[start Records shown]

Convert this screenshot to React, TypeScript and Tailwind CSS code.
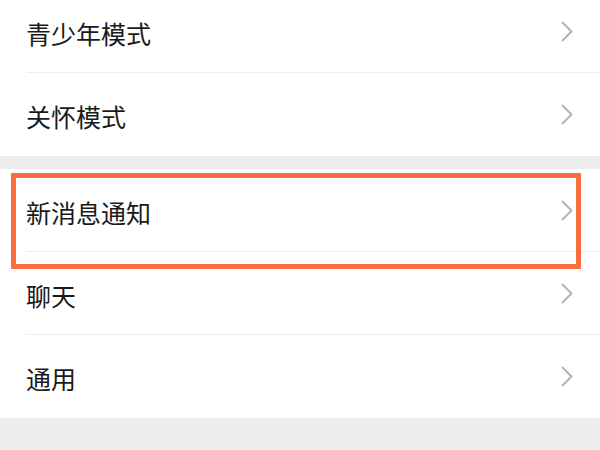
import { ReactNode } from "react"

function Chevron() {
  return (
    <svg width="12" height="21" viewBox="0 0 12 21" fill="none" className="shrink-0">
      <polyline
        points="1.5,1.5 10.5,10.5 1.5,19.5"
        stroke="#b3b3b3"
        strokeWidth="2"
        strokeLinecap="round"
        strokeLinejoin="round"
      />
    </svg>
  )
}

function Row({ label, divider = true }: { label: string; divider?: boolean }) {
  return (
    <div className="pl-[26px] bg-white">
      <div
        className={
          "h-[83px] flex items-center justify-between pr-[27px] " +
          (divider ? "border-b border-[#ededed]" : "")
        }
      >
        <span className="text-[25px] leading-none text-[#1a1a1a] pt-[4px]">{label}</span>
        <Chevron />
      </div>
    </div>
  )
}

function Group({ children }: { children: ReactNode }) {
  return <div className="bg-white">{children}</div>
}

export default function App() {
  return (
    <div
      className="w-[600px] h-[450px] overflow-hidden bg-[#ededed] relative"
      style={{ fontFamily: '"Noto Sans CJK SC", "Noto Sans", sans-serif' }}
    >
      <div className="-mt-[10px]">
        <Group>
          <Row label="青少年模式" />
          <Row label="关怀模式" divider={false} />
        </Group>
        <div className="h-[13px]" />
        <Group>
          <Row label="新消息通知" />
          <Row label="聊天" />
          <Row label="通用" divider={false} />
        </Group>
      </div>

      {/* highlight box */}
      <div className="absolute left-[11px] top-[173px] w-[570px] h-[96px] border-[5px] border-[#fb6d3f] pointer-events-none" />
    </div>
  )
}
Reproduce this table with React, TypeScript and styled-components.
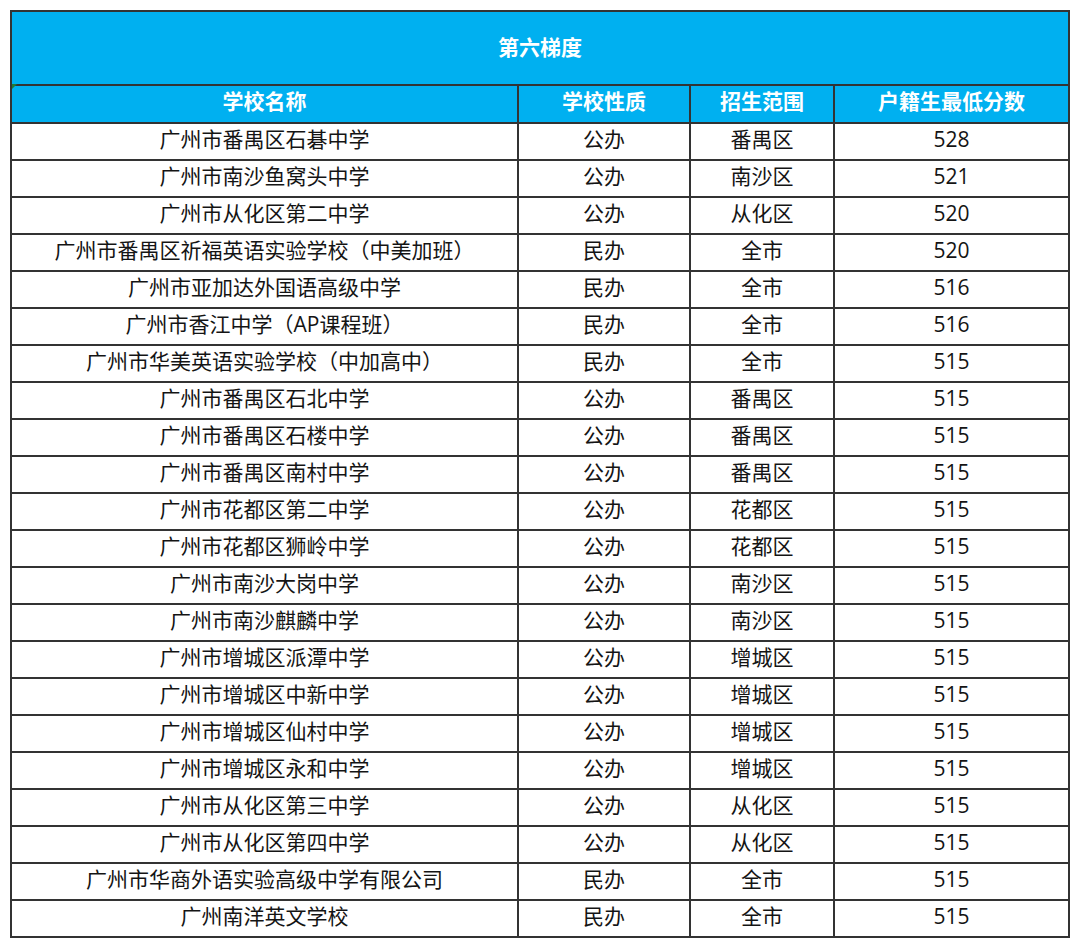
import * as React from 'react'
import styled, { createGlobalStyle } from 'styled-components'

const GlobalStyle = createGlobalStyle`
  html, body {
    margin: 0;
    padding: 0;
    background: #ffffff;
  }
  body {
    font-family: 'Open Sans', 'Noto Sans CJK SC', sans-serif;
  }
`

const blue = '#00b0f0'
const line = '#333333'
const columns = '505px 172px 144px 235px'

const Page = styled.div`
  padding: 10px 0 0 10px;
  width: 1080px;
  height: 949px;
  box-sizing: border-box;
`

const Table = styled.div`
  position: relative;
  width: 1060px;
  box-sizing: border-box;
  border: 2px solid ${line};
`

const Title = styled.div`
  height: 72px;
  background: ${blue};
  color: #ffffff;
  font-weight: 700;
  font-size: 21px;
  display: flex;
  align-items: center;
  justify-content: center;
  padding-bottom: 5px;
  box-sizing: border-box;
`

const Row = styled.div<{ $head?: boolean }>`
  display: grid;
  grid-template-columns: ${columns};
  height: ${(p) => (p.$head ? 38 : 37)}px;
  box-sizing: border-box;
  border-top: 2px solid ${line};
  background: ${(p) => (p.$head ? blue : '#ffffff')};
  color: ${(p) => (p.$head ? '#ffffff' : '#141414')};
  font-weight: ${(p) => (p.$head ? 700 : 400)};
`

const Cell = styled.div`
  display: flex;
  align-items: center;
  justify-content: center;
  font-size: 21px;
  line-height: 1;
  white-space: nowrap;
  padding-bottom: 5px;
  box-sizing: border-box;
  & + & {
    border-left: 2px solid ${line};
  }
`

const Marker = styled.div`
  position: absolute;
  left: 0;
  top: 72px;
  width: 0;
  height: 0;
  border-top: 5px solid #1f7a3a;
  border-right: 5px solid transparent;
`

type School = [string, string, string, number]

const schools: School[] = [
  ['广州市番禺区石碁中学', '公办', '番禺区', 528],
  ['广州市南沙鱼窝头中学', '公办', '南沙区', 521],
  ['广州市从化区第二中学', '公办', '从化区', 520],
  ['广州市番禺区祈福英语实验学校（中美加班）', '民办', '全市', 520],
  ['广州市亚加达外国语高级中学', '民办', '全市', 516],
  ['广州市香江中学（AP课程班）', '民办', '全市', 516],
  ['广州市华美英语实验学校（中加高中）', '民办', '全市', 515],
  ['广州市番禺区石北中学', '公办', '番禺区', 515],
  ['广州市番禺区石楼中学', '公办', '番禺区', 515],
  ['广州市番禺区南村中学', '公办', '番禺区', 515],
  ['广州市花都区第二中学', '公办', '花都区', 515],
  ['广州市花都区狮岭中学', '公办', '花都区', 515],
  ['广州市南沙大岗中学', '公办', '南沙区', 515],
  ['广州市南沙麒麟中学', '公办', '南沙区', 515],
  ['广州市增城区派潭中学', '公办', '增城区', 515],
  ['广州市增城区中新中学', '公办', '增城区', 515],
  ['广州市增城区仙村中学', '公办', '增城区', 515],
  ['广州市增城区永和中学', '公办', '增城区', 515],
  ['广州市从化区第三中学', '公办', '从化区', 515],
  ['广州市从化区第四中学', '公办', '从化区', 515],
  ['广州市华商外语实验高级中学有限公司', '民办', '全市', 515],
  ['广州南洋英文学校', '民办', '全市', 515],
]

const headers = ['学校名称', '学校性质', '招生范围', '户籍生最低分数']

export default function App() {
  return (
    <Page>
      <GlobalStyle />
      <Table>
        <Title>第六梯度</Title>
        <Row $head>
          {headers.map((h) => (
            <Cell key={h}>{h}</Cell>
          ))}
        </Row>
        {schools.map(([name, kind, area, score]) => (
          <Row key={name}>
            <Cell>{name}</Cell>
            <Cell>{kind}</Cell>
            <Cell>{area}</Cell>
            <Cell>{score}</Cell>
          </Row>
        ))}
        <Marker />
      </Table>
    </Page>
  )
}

[end Records shown]

Task directions
Lines from the one with "Reproduce this table" through the one with "type School = [string, string, string, number]" are the only ones to quote. Quote them exactly and leave out pictures.

Answer for this exercise
Reproduce this table with React, TypeScript and styled-components.
import * as React from 'react'
import styled, { createGlobalStyle } from 'styled-components'

const GlobalStyle = createGlobalStyle`
  html, body {
    margin: 0;
    padding: 0;
    background: #ffffff;
  }
  body {
    font-family: 'Open Sans', 'Noto Sans CJK SC', sans-serif;
  }
`

const blue = '#00b0f0'
const line = '#333333'
const columns = '505px 172px 144px 235px'

const Page = styled.div`
  padding: 10px 0 0 10px;
  width: 1080px;
  height: 949px;
  box-sizing: border-box;
`

const Table = styled.div`
  position: relative;
  width: 1060px;
  box-sizing: border-box;
  border: 2px solid ${line};
`

const Title = styled.div`
  height: 72px;
  background: ${blue};
  color: #ffffff;
  font-weight: 700;
  font-size: 21px;
  display: flex;
  align-items: center;
  justify-content: center;
  padding-bottom: 5px;
  box-sizing: border-box;
`

const Row = styled.div<{ $head?: boolean }>`
  display: grid;
  grid-template-columns: ${columns};
  height: ${(p) => (p.$head ? 38 : 37)}px;
  box-sizing: border-box;
  border-top: 2px solid ${line};
  background: ${(p) => (p.$head ? blue : '#ffffff')};
  color: ${(p) => (p.$head ? '#ffffff' : '#141414')};
  font-weight: ${(p) => (p.$head ? 700 : 400)};
`

const Cell = styled.div`
  display: flex;
  align-items: center;
  justify-content: center;
  font-size: 21px;
  line-height: 1;
  white-space: nowrap;
  padding-bottom: 5px;
  box-sizing: border-box;
  & + & {
    border-left: 2px solid ${line};
  }
`

const Marker = styled.div`
  position: absolute;
  left: 0;
  top: 72px;
  width: 0;
  height: 0;
  border-top: 5px solid #1f7a3a;
  border-right: 5px solid transparent;
`

type School = [string, string, string, number]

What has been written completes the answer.